Provided data
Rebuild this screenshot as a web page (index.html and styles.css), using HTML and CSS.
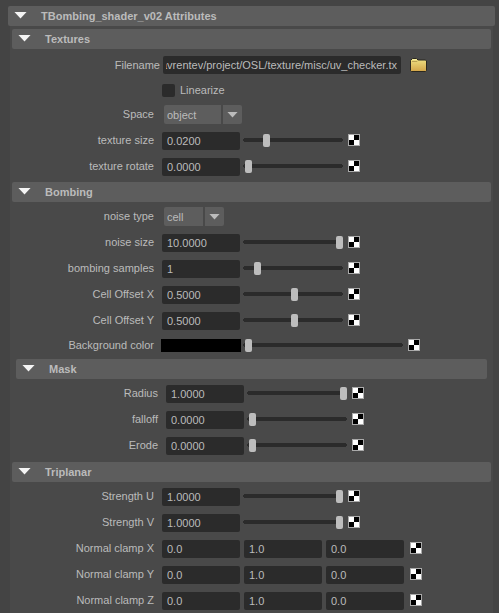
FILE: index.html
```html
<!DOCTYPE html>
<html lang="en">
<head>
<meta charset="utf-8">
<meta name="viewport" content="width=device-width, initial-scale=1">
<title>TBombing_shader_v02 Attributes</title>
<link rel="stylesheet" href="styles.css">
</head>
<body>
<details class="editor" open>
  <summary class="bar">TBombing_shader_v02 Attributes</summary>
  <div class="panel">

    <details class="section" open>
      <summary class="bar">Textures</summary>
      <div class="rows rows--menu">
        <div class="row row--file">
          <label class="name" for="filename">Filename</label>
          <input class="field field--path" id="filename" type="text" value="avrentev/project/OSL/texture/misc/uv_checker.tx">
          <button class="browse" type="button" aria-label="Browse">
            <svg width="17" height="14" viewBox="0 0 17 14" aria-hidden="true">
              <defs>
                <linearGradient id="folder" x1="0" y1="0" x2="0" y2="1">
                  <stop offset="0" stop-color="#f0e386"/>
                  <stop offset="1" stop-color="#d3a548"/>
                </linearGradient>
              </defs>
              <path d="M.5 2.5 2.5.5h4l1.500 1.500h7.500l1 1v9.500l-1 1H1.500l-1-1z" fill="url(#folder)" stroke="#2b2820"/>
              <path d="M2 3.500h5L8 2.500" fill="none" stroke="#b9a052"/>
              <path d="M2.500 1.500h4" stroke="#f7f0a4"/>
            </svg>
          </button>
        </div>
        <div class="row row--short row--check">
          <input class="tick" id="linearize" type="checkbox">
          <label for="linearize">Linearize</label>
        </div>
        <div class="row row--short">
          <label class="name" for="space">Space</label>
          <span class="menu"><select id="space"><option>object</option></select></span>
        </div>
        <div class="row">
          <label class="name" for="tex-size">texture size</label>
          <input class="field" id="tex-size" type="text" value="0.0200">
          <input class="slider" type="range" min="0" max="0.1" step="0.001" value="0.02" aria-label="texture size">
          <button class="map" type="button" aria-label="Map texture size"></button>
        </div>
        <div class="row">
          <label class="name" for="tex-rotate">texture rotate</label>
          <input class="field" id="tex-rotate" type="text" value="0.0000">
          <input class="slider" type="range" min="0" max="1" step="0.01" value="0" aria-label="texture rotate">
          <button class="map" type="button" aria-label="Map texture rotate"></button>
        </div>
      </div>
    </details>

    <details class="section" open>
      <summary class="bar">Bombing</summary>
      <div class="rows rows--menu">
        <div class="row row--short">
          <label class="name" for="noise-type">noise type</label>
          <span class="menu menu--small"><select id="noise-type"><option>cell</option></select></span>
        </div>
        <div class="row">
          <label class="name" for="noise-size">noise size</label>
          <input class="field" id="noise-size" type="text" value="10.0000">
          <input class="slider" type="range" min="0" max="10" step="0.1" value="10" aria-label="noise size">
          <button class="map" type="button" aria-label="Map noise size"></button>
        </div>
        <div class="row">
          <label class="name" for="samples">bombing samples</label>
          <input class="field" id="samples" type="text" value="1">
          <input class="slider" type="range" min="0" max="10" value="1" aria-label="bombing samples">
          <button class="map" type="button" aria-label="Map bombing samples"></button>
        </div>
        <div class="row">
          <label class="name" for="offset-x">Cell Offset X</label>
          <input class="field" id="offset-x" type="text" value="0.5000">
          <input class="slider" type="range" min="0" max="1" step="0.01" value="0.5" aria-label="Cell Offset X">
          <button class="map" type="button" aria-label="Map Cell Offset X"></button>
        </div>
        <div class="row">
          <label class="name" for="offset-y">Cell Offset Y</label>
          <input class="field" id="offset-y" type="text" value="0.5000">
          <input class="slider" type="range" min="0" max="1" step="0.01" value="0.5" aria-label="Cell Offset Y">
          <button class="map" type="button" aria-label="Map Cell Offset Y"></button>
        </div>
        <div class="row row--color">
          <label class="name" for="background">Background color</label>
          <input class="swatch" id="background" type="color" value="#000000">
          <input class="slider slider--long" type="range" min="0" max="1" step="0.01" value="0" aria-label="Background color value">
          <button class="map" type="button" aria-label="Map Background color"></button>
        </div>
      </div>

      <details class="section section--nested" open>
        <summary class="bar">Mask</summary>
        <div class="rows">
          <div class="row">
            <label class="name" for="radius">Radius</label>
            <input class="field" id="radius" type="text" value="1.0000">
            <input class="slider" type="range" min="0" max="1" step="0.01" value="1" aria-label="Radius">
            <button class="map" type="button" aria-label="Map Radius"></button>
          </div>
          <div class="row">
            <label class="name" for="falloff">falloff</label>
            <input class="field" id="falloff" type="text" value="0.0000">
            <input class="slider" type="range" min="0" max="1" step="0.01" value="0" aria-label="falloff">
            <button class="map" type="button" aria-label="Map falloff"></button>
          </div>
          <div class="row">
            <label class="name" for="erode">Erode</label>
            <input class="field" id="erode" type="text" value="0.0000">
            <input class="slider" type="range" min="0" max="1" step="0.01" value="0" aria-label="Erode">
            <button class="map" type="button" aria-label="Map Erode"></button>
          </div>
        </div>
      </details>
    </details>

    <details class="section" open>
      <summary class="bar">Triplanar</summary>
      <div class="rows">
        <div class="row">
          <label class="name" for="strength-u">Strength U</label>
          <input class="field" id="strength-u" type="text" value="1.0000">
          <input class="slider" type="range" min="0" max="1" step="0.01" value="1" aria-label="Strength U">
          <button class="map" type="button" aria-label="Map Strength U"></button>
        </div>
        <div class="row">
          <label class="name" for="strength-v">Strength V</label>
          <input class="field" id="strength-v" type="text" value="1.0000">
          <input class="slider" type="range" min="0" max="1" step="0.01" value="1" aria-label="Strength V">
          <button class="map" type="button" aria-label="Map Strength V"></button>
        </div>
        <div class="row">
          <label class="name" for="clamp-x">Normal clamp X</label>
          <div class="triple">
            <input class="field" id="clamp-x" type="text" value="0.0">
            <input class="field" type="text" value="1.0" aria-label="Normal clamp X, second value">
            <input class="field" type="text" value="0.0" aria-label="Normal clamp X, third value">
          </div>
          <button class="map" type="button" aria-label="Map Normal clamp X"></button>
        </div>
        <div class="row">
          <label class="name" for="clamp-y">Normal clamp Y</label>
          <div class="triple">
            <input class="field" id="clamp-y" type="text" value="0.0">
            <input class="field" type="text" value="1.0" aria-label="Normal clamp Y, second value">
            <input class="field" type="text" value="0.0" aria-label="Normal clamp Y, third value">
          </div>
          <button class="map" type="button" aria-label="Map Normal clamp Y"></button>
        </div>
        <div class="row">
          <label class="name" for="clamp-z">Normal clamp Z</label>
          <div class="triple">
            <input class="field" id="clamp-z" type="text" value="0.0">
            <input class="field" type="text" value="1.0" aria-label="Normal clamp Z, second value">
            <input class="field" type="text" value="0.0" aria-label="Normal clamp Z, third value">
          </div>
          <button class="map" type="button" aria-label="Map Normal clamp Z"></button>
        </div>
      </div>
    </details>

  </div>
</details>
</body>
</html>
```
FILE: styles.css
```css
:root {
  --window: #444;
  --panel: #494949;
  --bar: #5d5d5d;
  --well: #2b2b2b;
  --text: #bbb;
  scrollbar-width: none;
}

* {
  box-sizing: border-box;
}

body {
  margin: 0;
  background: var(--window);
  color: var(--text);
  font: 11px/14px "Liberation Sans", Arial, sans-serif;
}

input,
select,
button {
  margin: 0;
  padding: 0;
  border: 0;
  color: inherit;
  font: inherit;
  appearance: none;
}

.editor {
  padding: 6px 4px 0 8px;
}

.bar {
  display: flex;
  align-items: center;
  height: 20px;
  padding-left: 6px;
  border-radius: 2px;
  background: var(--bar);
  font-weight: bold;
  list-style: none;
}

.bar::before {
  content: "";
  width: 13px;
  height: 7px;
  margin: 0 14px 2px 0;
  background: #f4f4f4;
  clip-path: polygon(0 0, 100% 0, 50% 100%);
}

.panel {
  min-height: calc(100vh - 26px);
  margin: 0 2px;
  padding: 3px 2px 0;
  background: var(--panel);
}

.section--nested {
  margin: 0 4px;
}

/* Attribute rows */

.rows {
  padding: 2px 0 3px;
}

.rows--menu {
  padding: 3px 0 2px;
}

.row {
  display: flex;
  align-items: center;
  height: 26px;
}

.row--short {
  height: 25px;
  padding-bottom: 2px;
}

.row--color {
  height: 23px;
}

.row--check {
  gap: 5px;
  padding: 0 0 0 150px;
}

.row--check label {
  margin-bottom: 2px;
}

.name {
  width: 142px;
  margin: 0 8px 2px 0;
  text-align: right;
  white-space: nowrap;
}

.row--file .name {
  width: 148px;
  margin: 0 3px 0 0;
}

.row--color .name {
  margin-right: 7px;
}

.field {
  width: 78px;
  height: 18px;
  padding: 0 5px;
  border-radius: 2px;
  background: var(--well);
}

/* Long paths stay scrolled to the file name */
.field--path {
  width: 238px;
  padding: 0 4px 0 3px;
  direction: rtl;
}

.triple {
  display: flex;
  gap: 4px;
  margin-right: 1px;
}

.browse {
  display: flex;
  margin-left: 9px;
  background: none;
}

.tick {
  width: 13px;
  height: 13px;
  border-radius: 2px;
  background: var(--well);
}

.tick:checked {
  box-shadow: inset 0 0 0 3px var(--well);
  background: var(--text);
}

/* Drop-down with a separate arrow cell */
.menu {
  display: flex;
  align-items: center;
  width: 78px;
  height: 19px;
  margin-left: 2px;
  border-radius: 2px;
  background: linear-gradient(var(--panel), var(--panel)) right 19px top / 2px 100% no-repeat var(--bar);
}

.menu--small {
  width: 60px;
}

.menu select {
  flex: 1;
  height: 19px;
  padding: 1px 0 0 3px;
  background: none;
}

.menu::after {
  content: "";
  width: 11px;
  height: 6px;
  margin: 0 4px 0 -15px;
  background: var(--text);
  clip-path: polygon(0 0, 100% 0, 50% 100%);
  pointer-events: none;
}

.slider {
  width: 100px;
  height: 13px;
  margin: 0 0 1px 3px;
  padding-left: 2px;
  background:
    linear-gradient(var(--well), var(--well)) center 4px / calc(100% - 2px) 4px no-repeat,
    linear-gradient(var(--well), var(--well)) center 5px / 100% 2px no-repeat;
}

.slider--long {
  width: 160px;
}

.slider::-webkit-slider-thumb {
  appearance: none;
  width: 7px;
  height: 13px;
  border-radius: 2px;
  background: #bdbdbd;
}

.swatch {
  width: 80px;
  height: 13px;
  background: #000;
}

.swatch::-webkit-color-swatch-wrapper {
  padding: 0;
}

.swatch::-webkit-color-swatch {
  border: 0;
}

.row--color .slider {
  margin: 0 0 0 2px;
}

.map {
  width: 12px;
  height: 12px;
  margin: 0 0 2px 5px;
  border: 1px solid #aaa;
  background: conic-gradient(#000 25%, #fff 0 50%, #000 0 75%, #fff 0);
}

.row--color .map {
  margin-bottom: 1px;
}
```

Your goal
For each line of the listing that holds the word "index", show that line.

Correct result
Rebuild this screenshot as a web page (index.html and styles.css), using HTML and CSS.
FILE: index.html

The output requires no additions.